It is not easy to be a leader, and especially a leader of the Jewish people.
Moses was highly honoured by God, speaking with Him face to face in the midst of fire and thunder during forty days, receiving the greatest gift ever entrusted to humanity — the revelation of God Himself in the Ten Utterances, the עשרת הדברות (Aseret HaDibrot).
With that greatest gift, carved into sapphire stone, he slowly makes his way down the black peak of Horeb, only to discover that the very people for whom he dedicated his entire life have already turned toward another lord.
The greatest tragedy of Jewish history.
The deepest failure upon the horizon of the magnificent slopes of Jabal al-Lawz.
In a moment like that, there is no future.
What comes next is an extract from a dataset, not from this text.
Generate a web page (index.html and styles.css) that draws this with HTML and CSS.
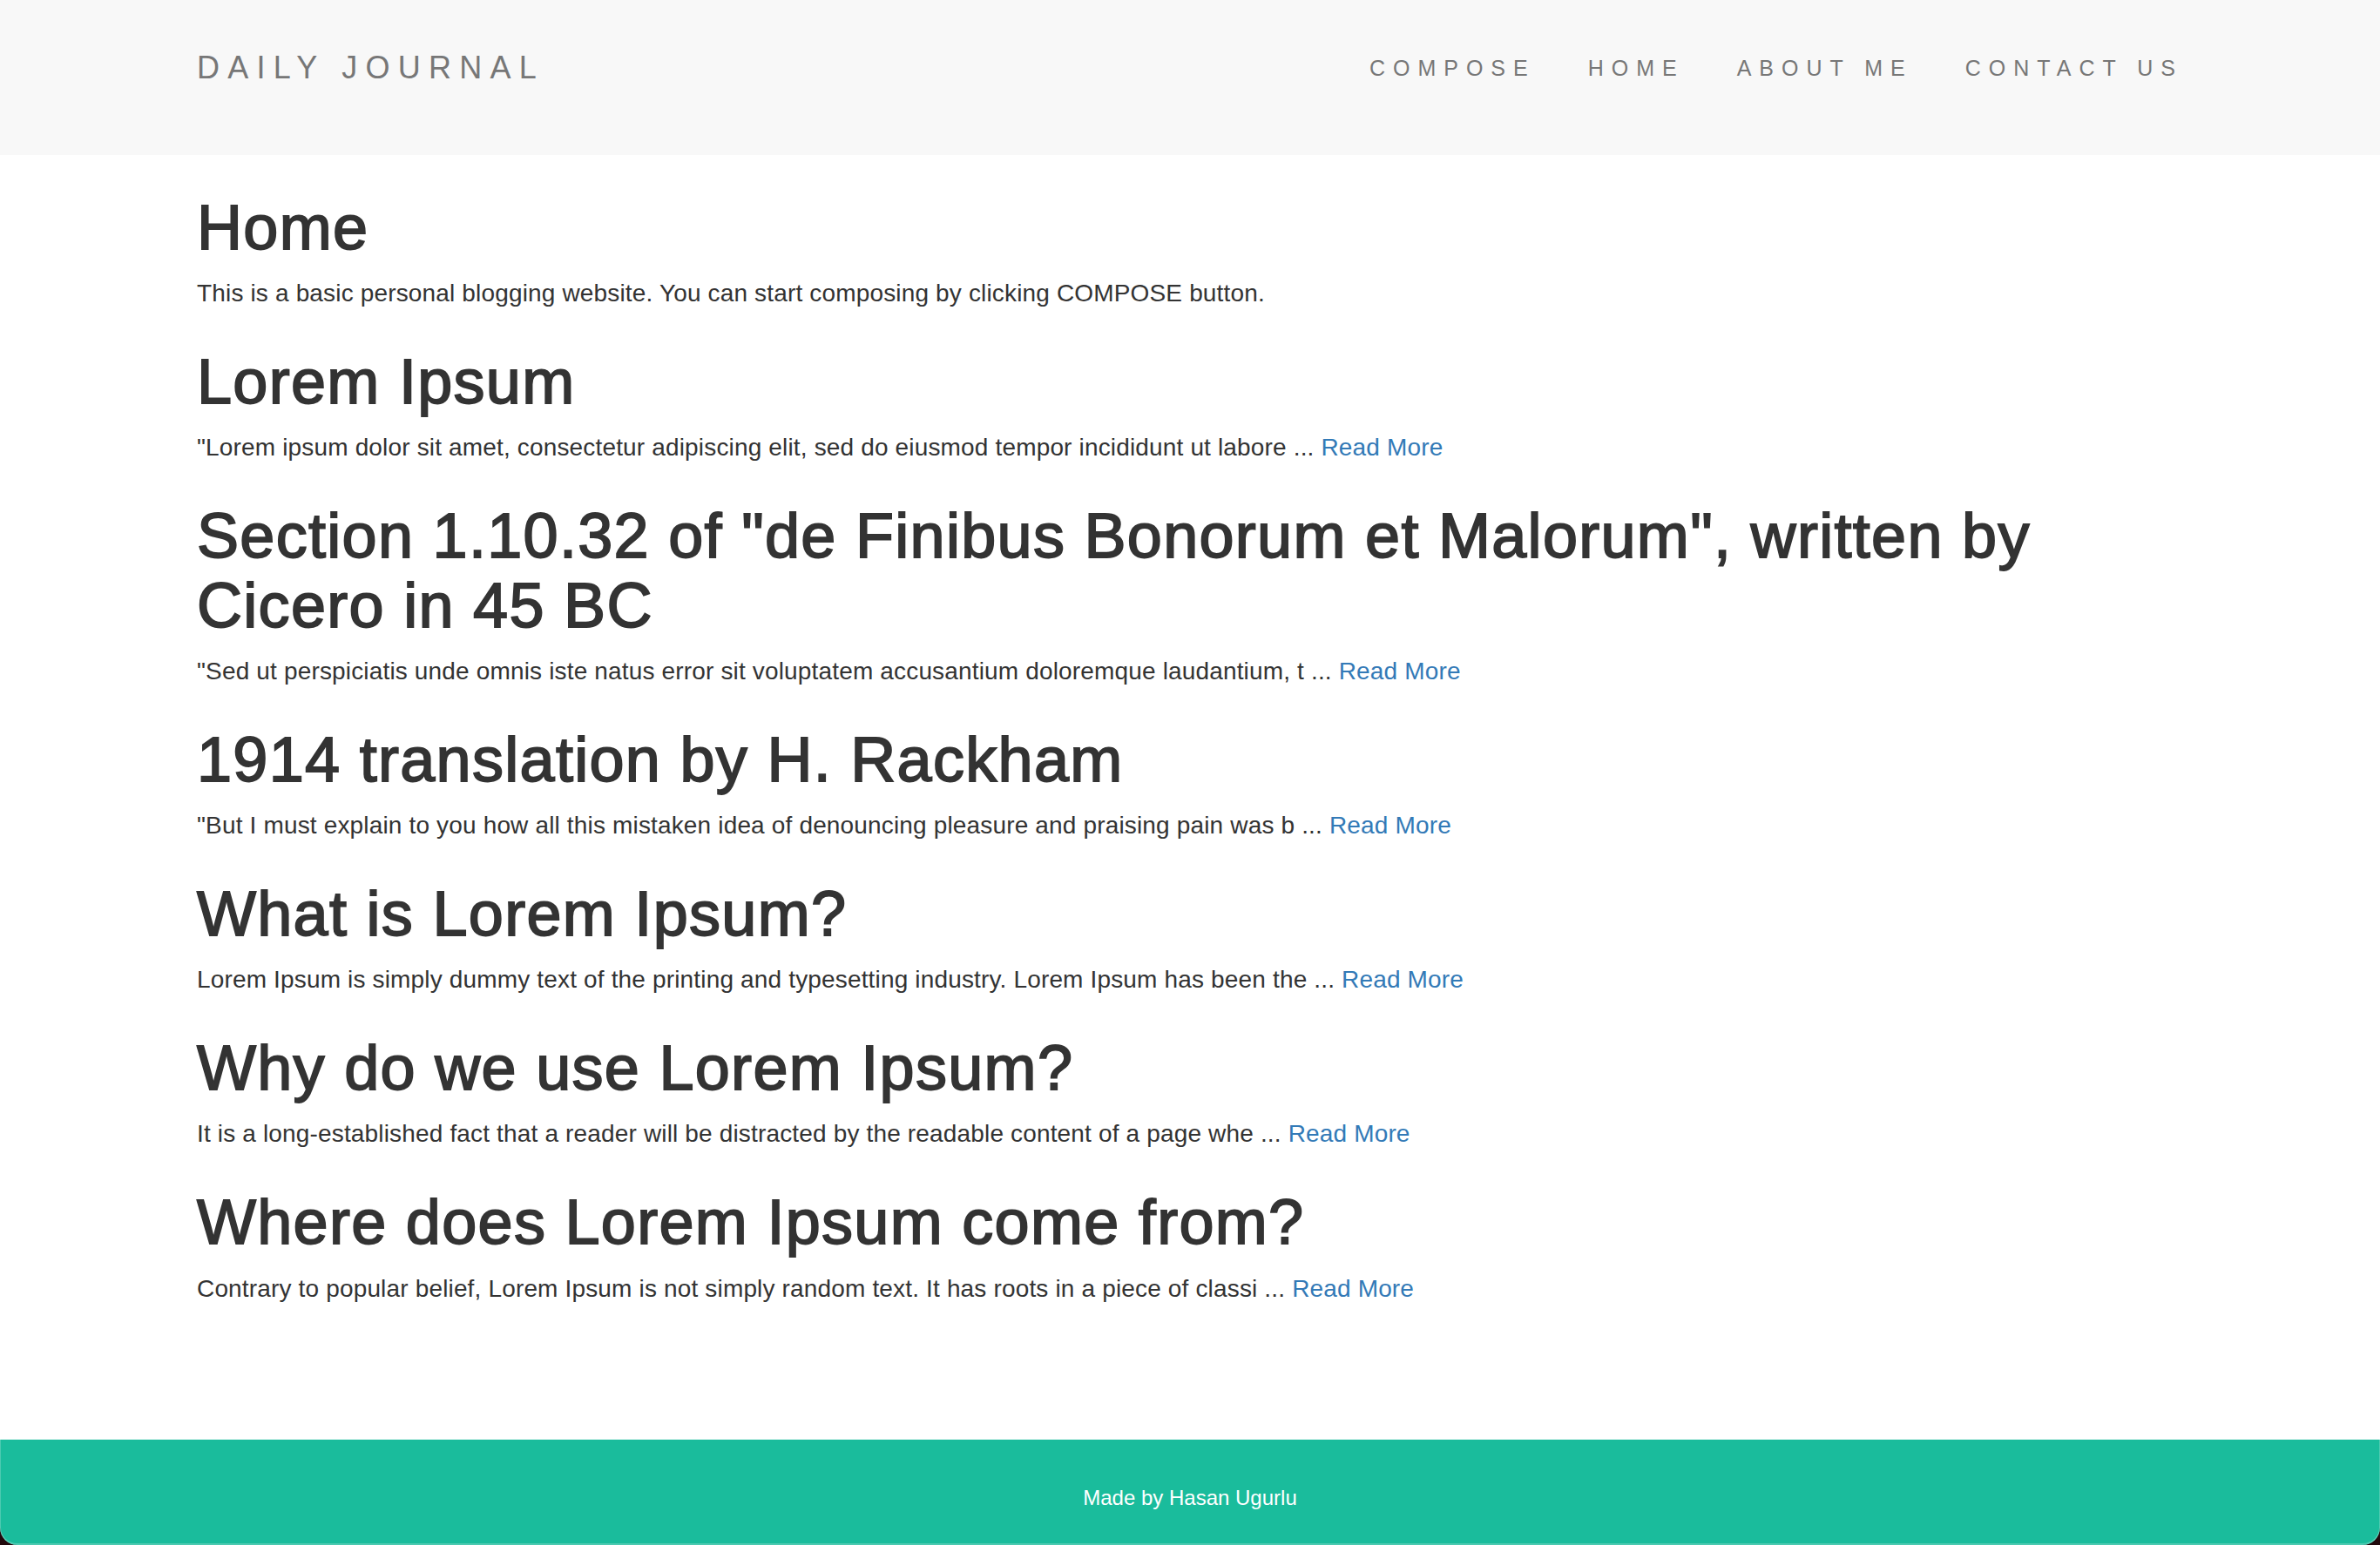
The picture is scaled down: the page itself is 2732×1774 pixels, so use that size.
FILE: index.html
```html
<!DOCTYPE html>
<html lang="en">
<head>
<meta charset="utf-8">
<title>Daily Journal</title>
<link rel="stylesheet" href="styles.css">
</head>
<body>
<div class="page">
  <nav class="navbar">
    <div class="container nav-row">
      <a class="brand" href="#">DAILY JOURNAL</a>
      <ul class="nav-links">
        <li><a href="#">COMPOSE</a></li>
        <li><a href="#">HOME</a></li>
        <li><a href="#">ABOUT ME</a></li>
        <li><a href="#">CONTACT US</a></li>
      </ul>
    </div>
  </nav>

  <main class="container main">
    <h1>Home</h1>
    <p>This is a basic personal blogging website. You can start composing by clicking COMPOSE button.</p>

    <h1>Lorem Ipsum</h1>
    <p>"Lorem ipsum dolor sit amet, consectetur adipiscing elit, sed do eiusmod tempor incididunt ut labore ... <a href="#">Read More</a></p>

    <h1>Section 1.10.32 of "de Finibus Bonorum et Malorum", written by Cicero in 45 BC</h1>
    <p>"Sed ut perspiciatis unde omnis iste natus error sit voluptatem accusantium doloremque laudantium, t ... <a href="#">Read More</a></p>

    <h1>1914 translation by H. Rackham</h1>
    <p>"But I must explain to you how all this mistaken idea of denouncing pleasure and praising pain was b ... <a href="#">Read More</a></p>

    <h1>What is Lorem Ipsum?</h1>
    <p>Lorem Ipsum is simply dummy text of the printing and typesetting industry. Lorem Ipsum has been the ... <a href="#">Read More</a></p>

    <h1>Why do we use Lorem Ipsum?</h1>
    <p>It is a long-established fact that a reader will be distracted by the readable content of a page whe ... <a href="#">Read More</a></p>

    <h1>Where does Lorem Ipsum come from?</h1>
    <p>Contrary to popular belief, Lorem Ipsum is not simply random text. It has roots in a piece of classi ... <a href="#">Read More</a></p>
  </main>

  <div class="footer-frame">
    <footer class="footer">Made by Hasan Ugurlu</footer>
  </div>
</div>
</body>
</html>
```

FILE: styles.css
```css
* { box-sizing: border-box; }

html, body {
  margin: 0;
  padding: 0;
}

body {
  font-family: "Liberation Sans", Arial, Helvetica, sans-serif;
  font-size: 28px;
  line-height: 40px;
  letter-spacing: 0.16px;
  color: #333333;
  background: #ffffff;
}

.page {
  min-height: 100vh;
  display: flex;
  flex-direction: column;
}

.container {
  width: 100%;
  max-width: 2340px;
  margin: 0 auto;
  padding: 0 30px;
}

/* Navbar */
.navbar {
  background: #f8f8f8;
  height: 178px;
  padding-top: 58px;
}

.nav-row {
  display: flex;
  align-items: flex-start;
  justify-content: space-between;
}

.brand {
  display: block;
  font-size: 36px;
  line-height: 40px;
  letter-spacing: 9.25px;
  color: #777777;
  text-decoration: none;
}

.nav-links {
  display: flex;
  list-style: none;
  margin: 0 -30px 0 0;
  padding: 0;
}

.nav-links a {
  display: block;
  padding: 0 30px;
  font-size: 25px;
  line-height: 40px;
  letter-spacing: 9px;
  color: #777777;
  text-decoration: none;
}

/* Content */
.main {
  padding-top: 2px;
  flex: 1 0 auto;
}

h1 {
  font-size: 72px;
  font-weight: 400;
  line-height: 79.2px;
  letter-spacing: 1.3px;
  margin: 42px 0 16px;
  color: #333333;
  -webkit-text-stroke: 1.8px #333333;
}

p {
  margin: 0 0 20px;
}

a {
  color: #337ab7;
  text-decoration: none;
}

/* Footer */
.footer-frame {
  background: #22090d;
}

.footer {
  height: 121px;
  padding: 50px 0 37px;
  background: #1abc9c;
  color: #ffffff;
  font-size: 24px;
  line-height: 34px;
  letter-spacing: 0;
  text-align: center;
  border-radius: 0 0 20px 20px;
  box-shadow: inset 1px 0 0 rgba(255, 255, 255, 0.22), inset -1px 0 0 rgba(255, 255, 255, 0.22), inset 0 -2px 0 rgba(255, 255, 255, 0.22);
}
```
No redemption, no retribution, nothing can yet be offered to heal the awful betrayal. The story of Exodus appears to end right there in absolute disaster.
Great leaders are lonely.
They become the trembling rope bridge stretched between two impossible worlds — between the holiness of heaven and the brokenness of earth. Can you feel how violently the winds shake that bridge when Moses, in agony, grips the fraying ropes above the abyss?
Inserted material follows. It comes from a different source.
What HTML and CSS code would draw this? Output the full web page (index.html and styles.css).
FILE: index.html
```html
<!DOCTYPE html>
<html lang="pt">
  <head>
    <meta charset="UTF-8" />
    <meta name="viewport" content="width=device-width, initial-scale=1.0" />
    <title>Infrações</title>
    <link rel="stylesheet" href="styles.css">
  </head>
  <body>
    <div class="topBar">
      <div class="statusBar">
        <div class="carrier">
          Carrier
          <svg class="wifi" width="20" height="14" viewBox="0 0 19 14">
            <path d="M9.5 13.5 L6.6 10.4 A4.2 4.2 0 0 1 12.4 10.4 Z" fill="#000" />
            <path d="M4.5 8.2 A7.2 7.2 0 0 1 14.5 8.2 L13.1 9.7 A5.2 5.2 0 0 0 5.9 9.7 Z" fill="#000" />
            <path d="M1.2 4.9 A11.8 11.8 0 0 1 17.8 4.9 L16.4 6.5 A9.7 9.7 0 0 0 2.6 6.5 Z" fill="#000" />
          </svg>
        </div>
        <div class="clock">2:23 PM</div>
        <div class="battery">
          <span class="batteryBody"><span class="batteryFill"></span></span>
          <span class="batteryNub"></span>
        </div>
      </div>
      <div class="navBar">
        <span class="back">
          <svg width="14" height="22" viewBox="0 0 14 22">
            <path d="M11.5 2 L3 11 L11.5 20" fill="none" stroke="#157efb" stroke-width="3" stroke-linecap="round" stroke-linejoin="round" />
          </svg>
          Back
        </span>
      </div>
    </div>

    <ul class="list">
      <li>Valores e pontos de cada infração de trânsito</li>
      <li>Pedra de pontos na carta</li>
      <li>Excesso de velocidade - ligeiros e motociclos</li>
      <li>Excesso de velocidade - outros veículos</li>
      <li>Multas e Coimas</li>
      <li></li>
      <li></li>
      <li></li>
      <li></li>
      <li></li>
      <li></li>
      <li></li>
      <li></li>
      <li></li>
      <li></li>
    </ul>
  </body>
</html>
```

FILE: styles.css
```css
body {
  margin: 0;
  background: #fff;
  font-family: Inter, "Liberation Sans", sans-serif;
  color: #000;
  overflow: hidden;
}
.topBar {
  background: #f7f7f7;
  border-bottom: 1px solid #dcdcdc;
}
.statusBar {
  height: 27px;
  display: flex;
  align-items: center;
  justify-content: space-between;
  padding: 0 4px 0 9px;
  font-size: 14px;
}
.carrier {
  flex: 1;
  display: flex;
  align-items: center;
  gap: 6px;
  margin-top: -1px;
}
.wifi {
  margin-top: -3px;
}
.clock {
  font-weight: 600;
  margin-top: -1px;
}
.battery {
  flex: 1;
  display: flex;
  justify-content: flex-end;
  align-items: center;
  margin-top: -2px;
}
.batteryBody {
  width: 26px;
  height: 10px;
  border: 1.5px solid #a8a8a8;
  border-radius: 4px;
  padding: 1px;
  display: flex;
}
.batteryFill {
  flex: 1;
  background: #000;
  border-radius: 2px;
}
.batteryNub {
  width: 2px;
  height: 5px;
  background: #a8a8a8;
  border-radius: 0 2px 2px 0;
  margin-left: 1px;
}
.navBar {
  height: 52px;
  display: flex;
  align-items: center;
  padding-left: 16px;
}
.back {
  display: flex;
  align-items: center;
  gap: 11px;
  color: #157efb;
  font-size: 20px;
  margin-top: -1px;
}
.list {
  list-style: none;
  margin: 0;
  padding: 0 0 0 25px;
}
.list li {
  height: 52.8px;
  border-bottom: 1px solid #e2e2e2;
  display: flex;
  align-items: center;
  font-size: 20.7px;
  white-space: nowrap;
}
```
The one and only hope — God Himself. His character.
About this Moses pleads:
“Cause me to know Your ways”
(דרכים — derakhim)
Exodus 33:13
His attitude, His attributes, His path of dealing with sinners — this becomes the only comfort and the only possible way forward.
God never leaves His servants abandoned.
He stretches out His hand to catch His humble servant hanging between heaven and earth, so that covenant itself does not collapse into the void.
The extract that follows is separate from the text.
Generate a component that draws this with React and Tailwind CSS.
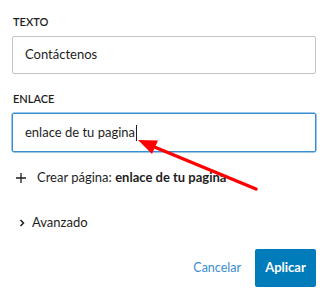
export default function App() {
  return (
    <div className="relative w-[331px] h-[300px] bg-white overflow-hidden" style={{ fontFamily: 'Lato, "Noto Sans", sans-serif' }}>
      <div className="flex flex-col pl-[12px] pr-[15px]">
        <div className="mt-[14px] text-[11px] leading-[16px] font-semibold uppercase text-[#1e1e1e] pl-[1px]">Texto</div>
        <div className="mt-[6px] h-[38px] border border-[#c3c4c7] rounded-[2px] flex items-center pl-[12px] text-[13px] text-[#1e1e1e]">
          Contáctenos
        </div>
        <div className="mt-[17px] text-[11px] leading-[16px] font-semibold uppercase text-[#1e1e1e] pl-[1px]">Enlace</div>
        <div className="mt-[6px] h-[39px] border border-[#3a8dd0] shadow-[0_0_0_0.5px_#3a8dd0] rounded-[2px] flex items-center pl-[12px] text-[13px] text-[#1e1e1e]">
          <span>enlace de tu pagina</span>
          <span className="inline-block w-[1px] h-[16px] bg-[#1e1e1e] ml-[1px]"></span>
        </div>
        <div className="mt-[16px] h-[20px] flex items-center text-[13px] text-[#1e1e1e]">
          <svg width="12" height="12" viewBox="0 0 12 12" className="ml-[3px] mr-[10px]">
            <path d="M6 1v10M1 6h10" stroke="#1e1e1e" strokeWidth="1.3" fill="none" />
          </svg>
          <span>Crear página:&nbsp;</span>
          <span className="font-bold">enlace de tu pagina</span>
        </div>
        <div className="mt-[25px] h-[20px] flex items-center text-[13px] text-[#1e1e1e]">
          <svg width="6" height="8" viewBox="0 0 6 8" className="ml-[7px] mr-[7px]">
            <path d="M1.5 1l3 3-3 3" stroke="#1e1e1e" strokeWidth="1.5" fill="none" />
          </svg>
          <span>Avanzado</span>
        </div>
        <div className="mt-[16px] flex justify-end items-center">
          <span className="text-[12.5px] text-[#3a8dd0] mr-[14px]">Cancelar</span>
          <div className="h-[38px] w-[61px] bg-[#007cba] rounded-[2px] flex items-center justify-center text-[13px] font-bold text-white">
            Aplicar
          </div>
        </div>
      </div>
      <svg className="absolute left-0 top-0 pointer-events-none" width="331" height="300">
        <line x1="256" y1="189" x2="152" y2="146" stroke="#ff0000" strokeWidth="3.5" strokeLinecap="round" />
        <polygon points="138,140 158,140.5 152,154" fill="#ff0000" />
      </svg>
    </div>
  );
}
God hides Moses in the cleft of the Rock (צוּר — tzur — a boulder, cliff, or massive stone; Ex. 33:22), sheltering him like a child within the womb.


Next, He wraps Himself in a tallit, veiling the splendor of His glorious face, and passes before Moses with a message that would echo through all generations.
This is His answer to his suffering servant and treacherous nation:
Exodus 34:6–7
וַיַּעֲבֹר יְהוָה עַל־פָּנָיו וַיִּקְרָא,
יְהוָה יְהוָה, אֵל רַחוּם וְחַנּוּן,
אֶרֶךְ אַפַּיִם, וְרַב־חֶסֶד וֶאֱמֶת.
נֹצֵר חֶסֶד לַאֲלָפִים,
נֹשֵׂא עָוֹן וָפֶשַׁע וְחַטָּאָה,
וְנַקֵּה...
And Lord (Tetragrammaton) passed over before his face and called:
“Lord, Lord, God, compassionate and gracious,
long of nostrils (slow to anger), and abundant in covenant-love and truth,
keeping covenant-love for thousands,
bearing iniquity and transgression and sin,
and cleansing—yet not cleansing completely,
visiting the iniquity of fathers upon sons and upon sons’ sons,
to the third and to the fourth {generation – not in the Text}.”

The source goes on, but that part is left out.